Numa tacada, Kaiser lembra o principal: o jornal online é um produto novo. Não é uma réplica do papel. Daí lembramos da alegada “sinergia” que a maioria das empresas de comunicação faz, colocando seu site apenas como “algo a mais”, uma cópia de luxo e cheia de penduricalhos do jornal impresso, do fato de colocarem, muitas vezes, a mesma equipe para fazer as duas coisas, o que mostra não só a penúria geral do profissional e a pobreza (também) de mentalidade dos patrões.
Mas Kaiser, talvez numa analogia mais espontânea que técnica, de certa forma antecipa o conceito de newsgames, que somente hoje tem começado a ser aplicado de maneira mais extensiva e inteligente.
E ele também pondera sobre como ter lucro nesse novo meio, nesse novo jornalismo. Afirma:
“More interesting are packages of text, photos and film that could be used to create customized news products at many different levels of sophistication.

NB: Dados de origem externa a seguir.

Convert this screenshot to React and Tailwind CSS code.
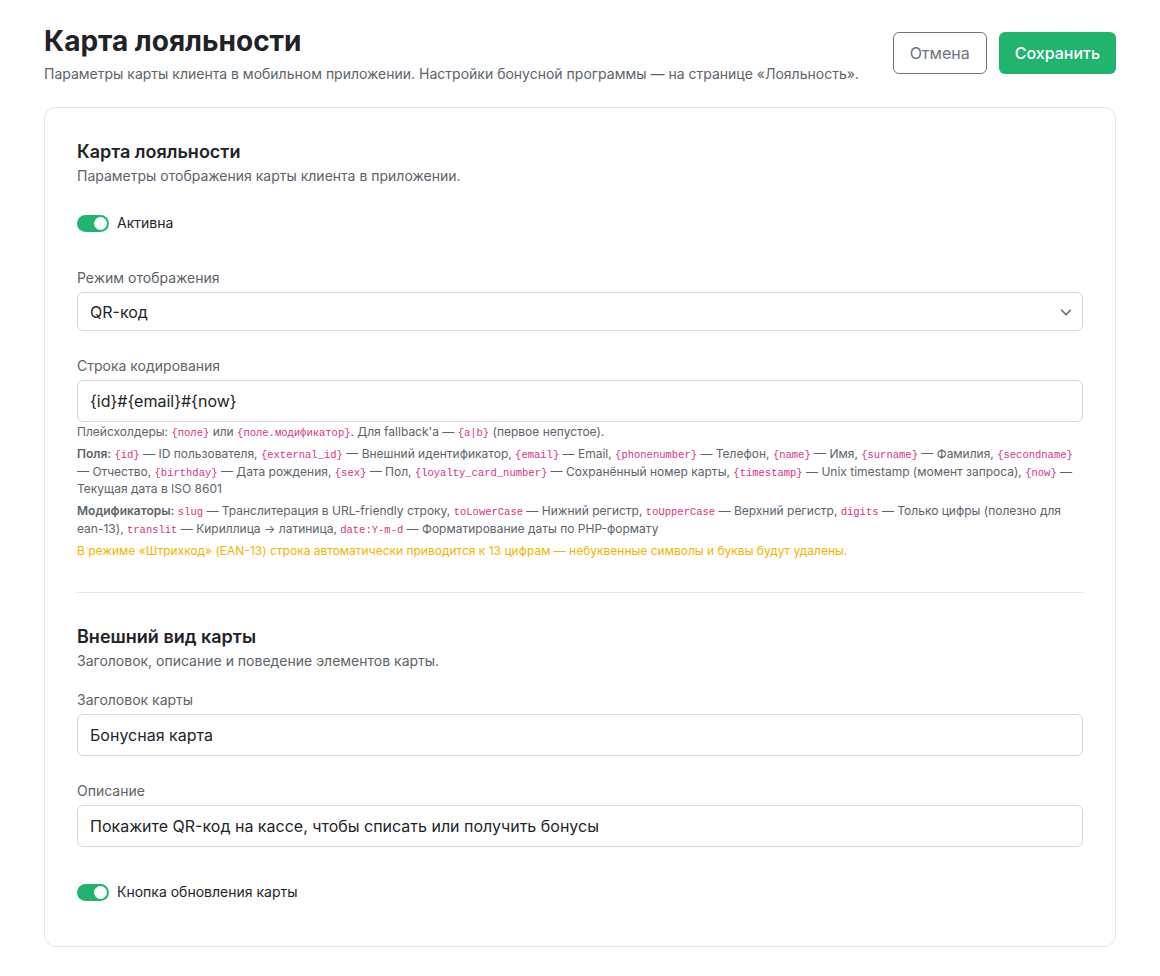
import React, { useState } from 'react';

const Toggle = ({ checked, onChange, label }) => (
    <label className="flex items-center gap-2 cursor-pointer select-none">
        <button
            type="button"
            onClick={() => onChange(!checked)}
            className={`relative w-8 h-[17px] rounded-full transition ${checked ? 'bg-[#20b46e]' : 'bg-gray-300'}`}
        >
            <span
                className={`absolute top-[2px] w-[13px] h-[13px] rounded-full bg-white transition-all ${checked ? 'left-[17px]' : 'left-[2px]'}`}
            />
        </button>
        <span className="text-sm text-[#212529]">{label}</span>
    </label>
);

const Code = ({ children }) => (
    <code className="font-['Liberation_Mono','DejaVu_Sans_Mono',monospace] text-[10.5px] leading-none text-[#d63384]">{children}</code>
);

const fields = [
    ['{id}', 'ID пользователя'],
    ['{external_id}', 'Внешний идентификатор'],
    ['{email}', 'Email'],
    ['{phonenumber}', 'Телефон'],
    ['{name}', 'Имя'],
    ['{surname}', 'Фамилия'],
    ['{secondname}', 'Отчество'],
    ['{birthday}', 'Дата рождения'],
    ['{sex}', 'Пол'],
    ['{loyalty_card_number}', 'Сохранённый номер карты'],
    ['{timestamp}', 'Unix timestamp (момент запроса)'],
    ['{now}', 'Текущая дата в ISO 8601'],
];

const modifiers = [
    ['slug', 'Транслитерация в URL-friendly строку'],
    ['toLowerCase', 'Нижний регистр'],
    ['toUpperCase', 'Верхний регистр'],
    ['digits', 'Только цифры (полезно для ean-13)'],
    ['translit', 'Кириллица → латиница'],
    ['date:Y-m-d', 'Форматирование даты по PHP-формату'],
];

const inputCls = 'w-full h-[42px] px-3 border border-[#d4d6d9] rounded-md text-base text-[#212529] bg-white focus:outline-none focus:border-[#20b46e]';

const LoyaltyCard = () => {
    const [active, setActive] = useState(true);
    const [refreshBtn, setRefreshBtn] = useState(true);
    const [mode, setMode] = useState('qr');
    const [pattern, setPattern] = useState('{id}#{email}#{now}');
    const [title, setTitle] = useState('Бонусная карта');
    const [description, setDescription] = useState('Покажите QR-код на кассе, чтобы списать или получить бонусы');

    return (
        <div className="min-h-screen bg-white font-['Inter','Liberation_Sans',sans-serif] text-[#212529]">
            <div className="px-11 pt-6 pb-8">
                {/* Header */}
                <div className="flex items-start justify-between">
                    <div>
                        <h1 className="text-[28px] leading-[34px] font-bold text-[#1f2328]">Карта лояльности</h1>
                        <p className="mt-[6px] text-sm text-[#5c636a]">
                            Параметры карты клиента в мобильном приложении. Настройки бонусной программы — на странице «Лояльность».
                        </p>
                    </div>
                    <div className="flex gap-3 mt-2">
                        <button className="h-[42px] px-4 border border-[#6c757d] rounded-md text-base text-[#6c757d] bg-white">Отмена</button>
                        <button className="h-[42px] px-4 rounded-md text-base font-medium text-white bg-[#20b46e]">Сохранить</button>
                    </div>
                </div>

                {/* Card */}
                <div className="mt-[23px] border border-[#e3e5e8] rounded-xl px-8 pt-[30px] pb-[44px]">
                    <h2 className="text-lg leading-7 font-semibold text-[#1f2328]">Карта лояльности</h2>
                    <p className="text-sm text-[#5c636a]">Параметры отображения карты клиента в приложении.</p>

                    <div className="mt-[27px]">
                        <Toggle checked={active} onChange={setActive} label="Активна" />
                    </div>

                    <div className="mt-[35px]">
                        <label className="block text-sm text-[#5c636a] mb-[4px]">Режим отображения</label>
                        <div className="relative">
                            <select
                                value={mode}
                                onChange={(e) => setMode(e.target.value)}
                                className="appearance-none w-full h-[39px] px-3 border border-[#d4d6d9] rounded-md text-base bg-white focus:outline-none"
                            >
                                <option value="qr">QR-код</option>
                                <option value="barcode">Штрихкод</option>
                            </select>
                            <svg className="absolute right-[10px] top-1/2 -translate-y-1/2 pointer-events-none" width="14" height="14" viewBox="0 0 16 16" fill="none" stroke="#6c757d" strokeWidth="2" strokeLinecap="round" strokeLinejoin="round">
                                <path d="M3 6l5 5 5-5" />
                            </svg>
                        </div>
                    </div>

                    <div className="mt-[25px]">
                        <label className="block text-sm text-[#5c636a] mb-[4px]">Строка кодирования</label>
                        <input value={pattern} onChange={(e) => setPattern(e.target.value)} className={inputCls} />
                        <div className="mt-[1px] text-xs leading-[17.5px] text-[#5c636a] space-y-[4.5px]">
                            <p>
                                Плейсхолдеры: <Code>{'{поле}'}</Code> или <Code>{'{поле.модификатор}'}</Code>. Для fallback'а — <Code>{'{a|b}'}</Code> (первое непустое).
                            </p>
                            <p>
                                <strong className="font-semibold">Поля:</strong>{' '}
                                {fields.map(([k, v], i) => (
                                    <React.Fragment key={k}>
                                        <Code>{k}</Code> — {v}{i < fields.length - 1 ? ', ' : ''}
                                    </React.Fragment>
                                ))}
                            </p>
                            <p>
                                <strong className="font-semibold">Модификаторы:</strong>{' '}
                                {modifiers.map(([k, v], i) => (
                                    <React.Fragment key={k}>
                                        <Code>{k}</Code> — {v}{i < modifiers.length - 1 ? ', ' : ''}
                                    </React.Fragment>
                                ))}
                            </p>
                            <p className="text-[#f5b400]">
                                В режиме «Штрихкод» (EAN-13) строка автоматически приводится к 13 цифрам — небуквенные символы и буквы будут удалены.
                            </p>
                        </div>
                    </div>

                    <hr className="mt-[33px] border-t border-[#e3e5e8]" />

                    <h2 className="mt-[30px] text-lg leading-7 font-semibold text-[#1f2328]">Внешний вид карты</h2>
                    <p className="text-sm text-[#5c636a]">Заголовок, описание и поведение элементов карты.</p>

                    <div className="mt-[19px]">
                        <label className="block text-sm text-[#5c636a] mb-[4px]">Заголовок карты</label>
                        <input value={title} onChange={(e) => setTitle(e.target.value)} className={inputCls} />
                    </div>

                    <div className="mt-[25px]">
                        <label className="block text-sm text-[#5c636a] mb-[4px]">Описание</label>
                        <input value={description} onChange={(e) => setDescription(e.target.value)} className={inputCls} />
                    </div>

                    <div className="mt-[35px]">
                        <Toggle checked={refreshBtn} onChange={setRefreshBtn} label="Кнопка обновления карты" />
                    </div>
                </div>
            </div>
        </div>
    );
};

export default LoyaltyCard;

At the top end, such a product might contain the text (or spoken text) of a Post story on the big news of the day, accompanied by CNN’s live footage and/or Post photographers’pictures, plus instantly available background on the story, its principal actors, earlier stories on the same subject, etc. All of this could be read on segments of a large, bright and easy-to-read screen (screens are also being improved at a great rate). Of course the prophets also foresee a lot of advertising on this new medium, predicting that it will have great power because of its ability to give consumers exactly what they want — all the ads for used 4-wheel-drive vehicles, or all the women’s-wear stores having sales today, or all the theaters showing “Hook,” etc. And there are countless ideas for entertainment and games. One that struck my fancy would allow kids (of all ages) to put themselves into familiar movies, actually adding new characters, new dialogue, etc.”
É recomendável ler o artigo todo para uma compreensão total. Coisa que é difícil de superar até hoje: a preguiça intelectual do leitor, na internet ou fora dela.

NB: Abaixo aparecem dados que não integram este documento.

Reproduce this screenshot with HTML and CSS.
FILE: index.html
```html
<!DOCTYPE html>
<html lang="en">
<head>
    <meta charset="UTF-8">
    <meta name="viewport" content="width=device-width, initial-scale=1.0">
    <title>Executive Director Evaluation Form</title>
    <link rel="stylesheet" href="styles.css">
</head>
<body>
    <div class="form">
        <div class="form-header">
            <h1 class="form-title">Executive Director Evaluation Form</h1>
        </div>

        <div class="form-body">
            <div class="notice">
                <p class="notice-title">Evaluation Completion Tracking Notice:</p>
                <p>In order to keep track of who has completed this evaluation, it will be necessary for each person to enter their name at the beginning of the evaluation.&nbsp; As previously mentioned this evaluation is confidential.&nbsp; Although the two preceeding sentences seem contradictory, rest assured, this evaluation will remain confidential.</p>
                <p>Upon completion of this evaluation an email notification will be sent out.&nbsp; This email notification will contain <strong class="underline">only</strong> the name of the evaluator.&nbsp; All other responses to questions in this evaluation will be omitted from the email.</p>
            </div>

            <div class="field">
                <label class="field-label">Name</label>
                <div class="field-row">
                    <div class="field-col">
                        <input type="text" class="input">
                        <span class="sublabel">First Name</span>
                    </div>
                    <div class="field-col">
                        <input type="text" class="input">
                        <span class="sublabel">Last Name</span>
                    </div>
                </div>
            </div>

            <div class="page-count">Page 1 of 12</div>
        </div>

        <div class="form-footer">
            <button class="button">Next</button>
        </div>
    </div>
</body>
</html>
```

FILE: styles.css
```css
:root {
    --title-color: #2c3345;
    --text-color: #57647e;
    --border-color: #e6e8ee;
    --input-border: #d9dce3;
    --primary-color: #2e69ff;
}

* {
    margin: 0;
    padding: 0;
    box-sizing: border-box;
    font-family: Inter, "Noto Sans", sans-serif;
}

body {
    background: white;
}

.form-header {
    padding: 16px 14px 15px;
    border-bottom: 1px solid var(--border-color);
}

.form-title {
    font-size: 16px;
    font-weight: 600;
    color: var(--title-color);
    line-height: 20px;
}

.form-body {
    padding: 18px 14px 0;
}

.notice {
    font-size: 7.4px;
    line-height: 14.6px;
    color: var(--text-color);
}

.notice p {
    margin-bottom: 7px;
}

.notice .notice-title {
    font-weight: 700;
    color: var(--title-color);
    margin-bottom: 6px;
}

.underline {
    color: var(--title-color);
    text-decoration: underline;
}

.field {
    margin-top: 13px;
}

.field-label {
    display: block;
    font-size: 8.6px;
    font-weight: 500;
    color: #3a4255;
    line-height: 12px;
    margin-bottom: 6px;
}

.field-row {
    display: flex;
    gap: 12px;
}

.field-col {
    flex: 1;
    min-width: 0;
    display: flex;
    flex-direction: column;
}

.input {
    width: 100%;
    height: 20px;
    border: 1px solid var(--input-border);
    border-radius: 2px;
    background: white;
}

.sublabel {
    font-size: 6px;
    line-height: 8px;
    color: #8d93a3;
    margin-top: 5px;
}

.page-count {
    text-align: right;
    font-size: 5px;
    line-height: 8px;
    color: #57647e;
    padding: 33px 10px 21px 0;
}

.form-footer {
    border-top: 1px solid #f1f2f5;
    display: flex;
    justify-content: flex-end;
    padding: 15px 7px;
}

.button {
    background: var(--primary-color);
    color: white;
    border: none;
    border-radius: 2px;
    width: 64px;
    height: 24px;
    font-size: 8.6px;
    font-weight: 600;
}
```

Ainda cambaleante, a mídia tenta descobrir qual a melhor maneira de lucrar com os seus produtos online, interativos, etc. Nenhuma fórmula única de sucesso foi – ou será – descoberta. O caminho óbvio parece, antes de tudo, conteúdo original e realmente pensado para o online. Depois, estratégias híbridas de anúncios e geração de receitas, explorando as diversas potencialidades disponíveis.
Fechar o site para acesso restrito, deixando apenas um número X de textos gratuitos para o público em geral, modelo que foi adotado recentemente pelo New York Times e Folha de São Paulo, parece mais uma tentativa desesperada de conseguir receita do que propriamente algo benéfico para veículo e público. Bom jornalismo custa caro, é fato. Ao mesmo tempo, diante da quantidade absurda de boas fontes de conhecimento gratuitas na web, o público me parece pouco disposto a pagar por informação.
Exceto quando você consegue realmente oferecer um pacote único e que valha a pena para o leitor. Ainda vamos tropeçar bastante no caminho até chegar numa solução razoável.